Gus Mayer Stores Inc. is a Birmingham, Alabama, based, family-owned department store. The two-store chain is owned by the Pizitz Management Group. It has locations at The Summit in the Greater Birmingham area and The Mall at Green Hills in Nashville, both of which are known as high-end retail centers.

Typical brands carried include 7 for all Mankind, Juicy Couture, Dolce & Gabbana, Roberto Cavalli, Gianfranco Ferré, Michael Kors, Zang Toi, Zac Posen, Lela Rose, St. John, Monique Lhuillier, and Burberry.

It was founded in 1900; the original Gus Mayer department store was located on Canal Street in downtown New Orleans. At one time, there were more than 20 Gus Mayer stores across the Southeast and Southwest.

The first Birmingham location opened in 1922 in the Retail Block behind the Molton Hotel on 5th Avenue North. Later the store was located at 2240 Highland Avenue in the Bottega Favorita location, now home to Bottega Restaurant & Cafe. Two years after the Brookwood Village mall opened in 1973 the store moved there.

In 1975, when the stores were being sold off individually, the Pizitz family purchased the Birmingham operation and later added the Nashville location. These two are the only remaining Gus Mayer stores today.

In 2002 the Colonial Brookwood Village store was relocated and expanded along with the renovations to the mall. Hambrecht Oleson Design Associates of New York designed the new 21000 sqft store with local architects Crawford, McWilliams and Hatcher.

The shoe salons at Gus Mayer, which include a full-line Stuart Weitzman boutique and a Cole Haan concept salon, are owned independently by David Kraselsky, who leases the store space.

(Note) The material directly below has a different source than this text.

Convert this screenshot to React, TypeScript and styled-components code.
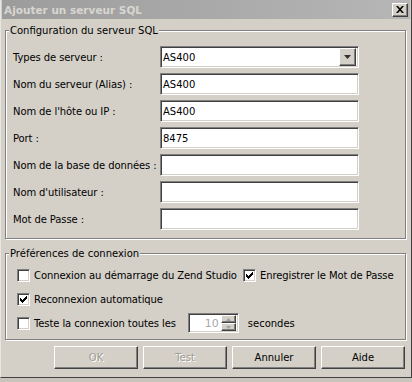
import React from "react";
import styled, { createGlobalStyle, css } from "styled-components";

const GlobalStyle = createGlobalStyle`
  html, body {
    margin: 0;
    padding: 0;
    background: #c8c4bc;
  }
  body {
    font-family: "DejaVu Sans", "Liberation Sans", sans-serif;
    font-size: 10px;
    color: #000;
  }
`;

const sunken = css`
  box-sizing: border-box;
  border: 1px solid;
  border-color: #808080 #ffffff #ffffff #808080;
  box-shadow: inset 1px 1px 0 #404040, inset -1px -1px 0 #d4d0c8;
  background: #fff;
`;

const raised = css`
  box-sizing: border-box;
  border: 1px solid;
  border-color: #ffffff #404040 #404040 #ffffff;
  box-shadow: inset -1px -1px 0 #808080;
  background: #d4d0c8;
`;

const Window = styled.div`
  width: 412px;
  height: 378px;
  box-sizing: border-box;
  background: #d4d0c8;
  border-left: 1px solid #e8e6e0;
  border-right: 1px solid #404040;
  border-bottom: 1px solid #404040;
  display: flex;
  flex-direction: column;
`;

const TitleBar = styled.div`
  height: 19px;
  margin: 0 1px;
  padding: 0 2px 0 2px;
  display: flex;
  align-items: center;
  justify-content: space-between;
  background: linear-gradient(to right, #9c9c9c, #b6b6b6);
`;

const Title = styled.span`
  color: #d8d6d0;
  font-weight: bold;
  font-size: 10.5px;
`;

const CloseButton = styled.div`
  ${raised};
  width: 16px;
  height: 14px;
  display: flex;
  align-items: center;
  justify-content: center;
`;

const Body = styled.div`
  padding: 5px 4px 0 4px;
  display: flex;
  flex-direction: column;
`;

const Group = styled.fieldset<{ $pad: string; $gap?: number }>`
  margin: ${(p) => p.$gap ?? 0}px 1px 0 0;
  padding: ${(p) => p.$pad};
  min-width: 0;
  border: 1px solid #808080;
  box-shadow: inset 1px 1px 0 #fff, 1px 1px 0 #fff;
`;

const Legend = styled.legend<{ $shift: number }>`
  padding: 0 1px;
  margin-left: ${(p) => p.$shift}px;
  line-height: 13px;
  background: #d4d0c8;
`;

const FormGrid = styled.div`
  display: grid;
  grid-template-columns: 147px 199px;
  grid-auto-rows: 22px;
  row-gap: 5px;
  align-items: center;
`;

const Label = styled.label`
  white-space: nowrap;
  letter-spacing: -0.1px;
`;

const Field = styled.div`
  ${sunken};
  height: 22px;
  padding: 0 2px;
  display: flex;
  align-items: center;
`;

const SelectField = styled(Field)`
  justify-content: space-between;
`;

const DropButton = styled.div`
  ${raised};
  width: 17px;
  height: 18px;
  display: flex;
  align-items: center;
  justify-content: center;
`;

const Options = styled.div`
  display: flex;
  flex-direction: column;
  gap: 6px;
`;

const OptionRow = styled.div`
  display: flex;
  align-items: center;
  height: 18px;
`;

const OptionCell = styled.div<{ $width?: number }>`
  display: flex;
  align-items: center;
  gap: 4px;
  letter-spacing: -0.1px;
  ${(p) => p.$width && `width: ${p.$width}px;`}
`;

const Box = styled.span`
  ${sunken};
  width: 13px;
  height: 13px;
  display: inline-flex;
  align-items: center;
  justify-content: center;
  flex: none;
`;

const Spinner = styled.div`
  ${sunken};
  width: 51px;
  height: 20px;
  margin-left: 12px;
  margin-right: 9px;
  display: flex;
  align-items: center;
  justify-content: flex-end;
  padding: 2px;
`;

const SpinValue = styled.span`
  color: #a8a8a8;
  font-size: 11px;
  padding-right: 2px;
`;

const SpinButtons = styled.div`
  display: flex;
  flex-direction: column;
  width: 15px;
  height: 16px;
`;

const SpinButton = styled.div`
  ${raised};
  flex: 1;
  display: flex;
  align-items: center;
  justify-content: center;
`;

const ButtonRow = styled.div`
  display: flex;
  justify-content: flex-end;
  gap: 5px;
  margin-top: 6px;
  padding-right: 2px;
`;

const PushButton = styled.button<{ $disabled?: boolean }>`
  ${raised};
  width: 84px;
  height: 23px;
  font-family: inherit;
  font-size: 10px;
  color: ${(p) => (p.$disabled ? "#a09c96" : "#000")};
  text-shadow: ${(p) => (p.$disabled ? "1px 1px 0 #fff" : "none")};
  padding: 0;
`;

const CheckMark = () => (
  <svg width="7" height="7" viewBox="0 0 7 7">
    <path d="M0 2h1v1h1v1h1v-1h1v-1h1v-1h1v-1h1v3h-1v1h-1v1h-1v1h-1v1h-1v-1h-1v-1h-1z" fill="#000" />
  </svg>
);

const Check = ({ checked }: { checked?: boolean }) => (
  <Box>{checked && <CheckMark />}</Box>
);

const Arrow = ({ up, color = "#000", w = 7 }: { up?: boolean; color?: string; w?: number }) => {
  const h = Math.ceil(w / 2);
  return (
    <svg width={w} height={h} viewBox={`0 0 ${w} ${h}`}>
      <polygon
        points={up ? `0,${h} ${w},${h} ${w / 2},0` : `0,0 ${w},0 ${w / 2},${h}`}
        fill={color}
      />
    </svg>
  );
};

const fields = [
  { label: "Nom du serveur (Alias) :", value: "AS400" },
  { label: "Nom de l'hôte ou IP :", value: "AS400" },
  { label: "Port :", value: "8475" },
  { label: "Nom de la base de données :", value: "" },
  { label: "Nom d'utilisateur :", value: "" },
  { label: "Mot de Passe :", value: "" },
];

export default function App() {
  return (
    <>
      <GlobalStyle />
      <Window>
        <TitleBar>
          <Title>Ajouter un serveur SQL</Title>
          <CloseButton>
            <svg width="8" height="7" viewBox="0 0 8 7">
              <path d="M0 0h2l2 2.2 2-2.2h2l-3 3.5 3 3.5h-2l-2-2.2-2 2.2h-2l3-3.5z" fill="#000" />
            </svg>
          </CloseButton>
        </TitleBar>
        <Body>
          <Group $pad="9px 0 8px 7px">
            <Legend $shift={-4}>Configuration du serveur SQL</Legend>
            <FormGrid>
              <Label>Types de serveur :</Label>
              <SelectField>
                <span>AS400</span>
                <DropButton>
                  <Arrow color="#303030" />
                </DropButton>
              </SelectField>
              {fields.map((f) => (
                <React.Fragment key={f.label}>
                  <Label>{f.label}</Label>
                  <Field>{f.value}</Field>
                </React.Fragment>
              ))}
            </FormGrid>
          </Group>
          <Group $pad="6px 0 7px 11px" $gap={8}>
            <Legend $shift={-8}>Préférences de connexion</Legend>
            <Options>
              <OptionRow>
                <OptionCell $width={226}>
                  <Check />
                  <span>Connexion au démarrage du Zend Studio</span>
                </OptionCell>
                <OptionCell>
                  <Check checked />
                  <span>Enregistrer le Mot de Passe</span>
                </OptionCell>
              </OptionRow>
              <OptionRow>
                <OptionCell>
                  <Check checked />
                  <span>Reconnexion automatique</span>
                </OptionCell>
              </OptionRow>
              <OptionRow>
                <OptionCell>
                  <Check />
                  <span>Teste la connexion toutes les</span>
                </OptionCell>
                <Spinner>
                  <SpinValue>10</SpinValue>
                  <SpinButtons>
                    <SpinButton>
                      <Arrow up w={5} color="#a0a0a0" />
                    </SpinButton>
                    <SpinButton>
                      <Arrow w={5} color="#a0a0a0" />
                    </SpinButton>
                  </SpinButtons>
                </Spinner>
                <span>secondes</span>
              </OptionRow>
            </Options>
          </Group>
          <ButtonRow>
            <PushButton $disabled>OK</PushButton>
            <PushButton $disabled>Test</PushButton>
            <PushButton>Annuler</PushButton>
            <PushButton>Aide</PushButton>
          </ButtonRow>
        </Body>
      </Window>
    </>
  );
}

In 2010 the Gus Mayer at Colonial Brookwood Village made plans to move to The Summit as part of an updating of the store's merchandising strategy sometime around Valentine's Day, 2011. The new 15000 sqft store was also designed by Hambrecht Oleson. Bayer Properties petitioned the City of Birmingham for $500,000 in tax abatement incentives for the deal.